Sürekli tüketilen içerikler, dikkat dağınıklığı, sürekli meşguliyet hali... Bütün bunlar insanı yüzeyde tutuyor. Derinlikten korkar hale geliyoruz. Ama yüzeyde yaşanan hayat, doyurucu değil. Çünkü insan ruhu, köklenmek ister. Hakikat, bu köklenmenin zemini olabilir.
Sosyal medya çağında herkes bir şey söylüyor ama çok az kişi gerçekten dinliyor. Oysa hakikat, ancak içsel bir sessizlikle duyulabilir. Namaz bu sessizliği mümkün kılan zamanlardan biridir. Her gün beş kez hayata ara verip, içe dönmek, zamanla hakikatin sesini ayırt edebilmeyi sağlar. Çünkü hakikat dışarıda bir bilgi değil, içeride bir yankı olarak ortaya çıkar çoğu zaman.
Bir insan hayatı boyunca hakikati tam olarak bulamayabilir. Ama aramak bile yeterlidir. Çünkü hakikat arayışı, insanı insan yapan çabaların en asilidir. Ve bu çaba, bireyi sıradanlıktan çıkarır. Onu sıradan yaşamlardan, ezberlenmiş rollerden, kalıplardan özgürleştirir. Hakikati aramak, nihayetinde kendini aramaktır. Kendini aramak da, yaradılışın nedenini aramaktır.
Kur’an’ın önerdiği insan modeli, her şeyi bilen değil; her şeyin farkında olan insandır. Bu farkındalık hali, bir aydınlanma değil, sürekli süren bir uyanıklıktır. Hakikat sabit olabilir ama insanın ona yaklaşımı katman katmandır. Her yeni katmanda, daha derin bir anlayış, daha gerçek bir temas mümkündür.

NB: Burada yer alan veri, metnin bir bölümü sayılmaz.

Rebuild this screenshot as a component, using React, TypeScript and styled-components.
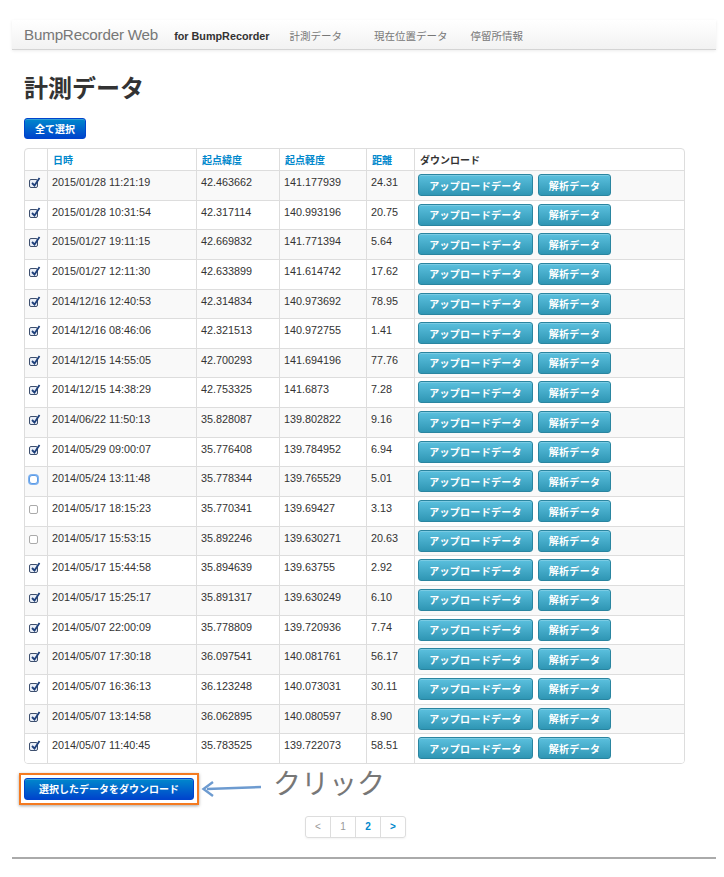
import styled, { createGlobalStyle } from "styled-components";

const GlobalStyle = createGlobalStyle`
  html, body {
    margin: 0;
    padding: 0;
    background: #fff;
  }
  body {
    font-family: "Liberation Sans", "Noto Sans CJK JP", sans-serif;
    color: #333;
    font-size: 11px;
  }
`;

const Page = styled.div`
  width: 724px;
  padding: 20px 0 0;
`;

const Navbar = styled.div`
  margin: 0 8px 0 12px;
  height: 29px;
  display: flex;
  align-items: center;
  background: linear-gradient(to bottom, #ffffff, #f2f2f2);
  border-bottom: 1px solid #d4d4d4;
  box-shadow: 0 1px 3px rgba(0, 0, 0, 0.08);
`;

const Brand = styled.span`
  font-size: 15.2px;
  color: #777;
  margin-left: 12px;
  letter-spacing: -0.2px;
`;

const BrandSub = styled.span`
  font-size: 10.8px;
  font-weight: bold;
  color: #333;
  margin-left: 16px;
  margin-top: 3px;
`;

const NavLink = styled.span<{ $gap: number }>`
  font-size: 10.5px;
  color: #777;
  margin-left: ${(p) => p.$gap}px;
  margin-top: 2px;
`;

const Container = styled.div`
  padding: 0 39px 0 24px;
`;

const Title = styled.h1`
  margin: 24px 0 14px;
  font-size: 24px;
  line-height: 30px;
  font-weight: bold;
  color: #333;
`;

const PrimaryButton = styled.button`
  display: inline-flex;
  align-items: center;
  justify-content: center;
  height: 21px;
  padding: 0 10px;
  font-family: inherit;
  font-size: 10px;
  font-weight: bold;
  color: #fff;
  background: linear-gradient(to bottom, #0088cc, #0044cc);
  border: 1px solid #0044cc;
  border-radius: 3px;
  box-shadow: inset 0 1px 0 rgba(255, 255, 255, 0.2);
  cursor: pointer;
`;

const Table = styled.table`
  margin-top: 9px;
  width: 661px;
  border-collapse: separate;
  border-spacing: 0;
  table-layout: fixed;
  border: 1px solid #ddd;
  border-radius: 4px;
  overflow: hidden;
`;

const HeadCell = styled.th<{ $w: number; $link?: boolean }>`
  width: ${(p) => p.$w}px;
  height: 21px;
  padding: 0 5px;
  text-align: left;
  font-size: 10px;
  font-weight: bold;
  color: ${(p) => (p.$link ? "#0088cc" : "#333")};
  border-left: 1px solid #ddd;
  box-sizing: border-box;
  &:first-child {
    border-left: none;
  }
`;

const Row = styled.tr<{ $striped: boolean }>`
  height: 29.65px;
  background: ${(p) => (p.$striped ? "#f9f9f9" : "#fff")};
`;

const Cell = styled.td`
  padding: 5px 4px 0;
  vertical-align: top;
  border-top: 1px solid #ddd;
  border-left: 1px solid #ddd;
  font-size: 10.8px;
  color: #333;
  white-space: nowrap;
  box-sizing: border-box;
  &:first-child {
    border-left: none;
    padding: 8px 0 0 4px;
  }
`;

const ButtonCell = styled(Cell)`
  padding: 3px 3px 0;
`;

const Check = styled.span<{ $checked: boolean; $focus?: boolean }>`
  display: block;
  position: relative;
  width: 9px;
  height: 9px;
  box-sizing: border-box;
  border: 1px solid ${(p) => (p.$focus ? "#5b9be6" : p.$checked ? "#3d4f6e" : "#aaa")};
  border-radius: ${(p) => (p.$focus ? "3px" : "2px")};
  background: ${(p) => (p.$checked ? "#e9eef7" : "#fff")};
  box-shadow: ${(p) => (p.$focus ? "0 0 0 1px #7fb2ef" : "none")};
  svg {
    position: absolute;
    left: 0;
    top: -3px;
  }
`;

const InfoButton = styled.button<{ $w: number }>`
  width: ${(p) => p.$w}px;
  height: 22px;
  margin-right: 5px;
  padding: 0;
  font-family: inherit;
  font-size: 10px;
  font-weight: bold;
  color: #fff;
  letter-spacing: 0.3px;
  background: linear-gradient(to bottom, #5bc0de, #2f96b4);
  border: 1px solid #2a85a0;
  border-radius: 3px;
  box-shadow: inset 0 1px 0 rgba(255, 255, 255, 0.2);
  cursor: pointer;
`;

const ActionRow = styled.div`
  display: flex;
  align-items: center;
  margin-top: 9px;
`;

const Highlight = styled.div`
  padding: 3px;
  margin-left: -5px;
  border: 2px solid #f47a20;
  background: #fff;
  box-shadow: 0 1px 3px rgba(0, 0, 0, 0.35);
`;

const DownloadButton = styled(PrimaryButton)`
  width: 170px;
  height: 22px;
`;

const ClickLabel = styled.span`
  font-size: 28px;
  color: #777;
  margin-left: 10px;
  margin-top: -14px;
`;

const Pagination = styled.ul`
  display: flex;
  width: max-content;
  margin: 11px 0 0 281px;
  padding: 0;
  list-style: none;
  border: 1px solid #ddd;
  border-radius: 3px;
  box-shadow: 0 1px 2px rgba(0, 0, 0, 0.05);
`;

const PageItem = styled.li<{ $active?: boolean }>`
  width: 24px;
  height: 20px;
  display: flex;
  align-items: center;
  justify-content: center;
  font-size: 10px;
  color: ${(p) => (p.$active ? "#0088cc" : "#999")};
  font-weight: ${(p) => (p.$active ? "bold" : "normal")};
  border-left: 1px solid #ddd;
  &:first-child {
    border-left: none;
  }
`;

const Footer = styled.hr`
  margin: 19px 8px 0 12px;
  border: none;
  height: 2px;
  background: #aaa;
`;

const rows: [string, string, string, string, boolean][] = [
  ["2015/01/28 11:21:19", "42.463662", "141.177939", "24.31", true],
  ["2015/01/28 10:31:54", "42.317114", "140.993196", "20.75", true],
  ["2015/01/27 19:11:15", "42.669832", "141.771394", "5.64", true],
  ["2015/01/27 12:11:30", "42.633899", "141.614742", "17.62", true],
  ["2014/12/16 12:40:53", "42.314834", "140.973692", "78.95", true],
  ["2014/12/16 08:46:06", "42.321513", "140.972755", "1.41", true],
  ["2014/12/15 14:55:05", "42.700293", "141.694196", "77.76", true],
  ["2014/12/15 14:38:29", "42.753325", "141.6873", "7.28", true],
  ["2014/06/22 11:50:13", "35.828087", "139.802822", "9.16", true],
  ["2014/05/29 09:00:07", "35.776408", "139.784952", "6.94", true],
  ["2014/05/24 13:11:48", "35.778344", "139.765529", "5.01", false],
  ["2014/05/17 18:15:23", "35.770341", "139.69427", "3.13", false],
  ["2014/05/17 15:53:15", "35.892246", "139.630271", "20.63", false],
  ["2014/05/17 15:44:58", "35.894639", "139.63755", "2.92", true],
  ["2014/05/17 15:25:17", "35.891317", "139.630249", "6.10", true],
  ["2014/05/07 22:00:09", "35.778809", "139.720936", "7.74", true],
  ["2014/05/07 17:30:18", "36.097541", "140.081761", "56.17", true],
  ["2014/05/07 16:36:13", "36.123248", "140.073031", "30.11", true],
  ["2014/05/07 13:14:58", "36.062895", "140.080597", "8.90", true],
  ["2014/05/07 11:40:45", "35.783525", "139.722073", "58.51", true],
];

function CheckMark() {
  return (
    <svg width="11" height="11" viewBox="0 0 11 11">
      <path d="M2 6 L4.5 8.5 L9.5 1" fill="none" stroke="#1d3f7a" strokeWidth="1.8" />
    </svg>
  );
}

function Arrow() {
  return (
    <svg width="62" height="20" viewBox="0 0 62 20" style={{ marginLeft: 2 }}>
      <line x1="60" y1="8" x2="6" y2="10" stroke="#6d9bd0" strokeWidth="2.4" />
      <path d="M12 3 L2.5 10 L12 17" fill="none" stroke="#6d9bd0" strokeWidth="2.4" />
    </svg>
  );
}

export default function App() {
  return (
    <Page>
      <GlobalStyle />
      <Navbar>
        <Brand>BumpRecorder Web</Brand>
        <BrandSub>for BumpRecorder</BrandSub>
        <NavLink $gap={20}>計測データ</NavLink>
        <NavLink $gap={32}>現在位置データ</NavLink>
        <NavLink $gap={23}>停留所情報</NavLink>
      </Navbar>
      <Container>
        <Title>計測データ</Title>
        <PrimaryButton>全て選択</PrimaryButton>
        <Table>
          <thead>
            <tr>
              <HeadCell $w={22} />
              <HeadCell $w={149} $link>日時</HeadCell>
              <HeadCell $w={83} $link>起点緯度</HeadCell>
              <HeadCell $w={87} $link>起点軽度</HeadCell>
              <HeadCell $w={48} $link>距離</HeadCell>
              <HeadCell $w={270}>ダウンロード</HeadCell>
            </tr>
          </thead>
          <tbody>
            {rows.map(([date, lat, lng, dist, checked], i) => (
              <Row key={date} $striped={i % 2 === 0}>
                <Cell>
                  <Check $checked={checked} $focus={i === 10}>
                    {checked && <CheckMark />}
                  </Check>
                </Cell>
                <Cell>{date}</Cell>
                <Cell>{lat}</Cell>
                <Cell>{lng}</Cell>
                <Cell>{dist}</Cell>
                <ButtonCell>
                  <InfoButton $w={115}>アップロードデータ</InfoButton>
                  <InfoButton $w={73}>解析データ</InfoButton>
                </ButtonCell>
              </Row>
            ))}
          </tbody>
        </Table>
        <ActionRow>
          <Highlight>
            <DownloadButton>選択したデータをダウンロード</DownloadButton>
          </Highlight>
          <Arrow />
          <ClickLabel>クリック</ClickLabel>
        </ActionRow>
        <Pagination>
          <PageItem>&lt;</PageItem>
          <PageItem>1</PageItem>
          <PageItem $active>2</PageItem>
          <PageItem $active>&gt;</PageItem>
        </Pagination>
      </Container>
      <Footer />
    </Page>
  );
}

Sonuç olarak, bu çağda hakikat arayışı hâlâ mümkün mü diye soruyorsan, cevabı çok basit: Evet. Ama bunun için yavaşlaman, susman, içini dinlemen gerek. Gördüklerinle yetinmemen, ezberlerini sorgulaman gerek. Ve belki de en önemlisi, aramaktan asla vazgeçmemen gerek. Çünkü hakikat, sabredenleri sever. Ve belki de yolun kendisi, vardığın yerdir.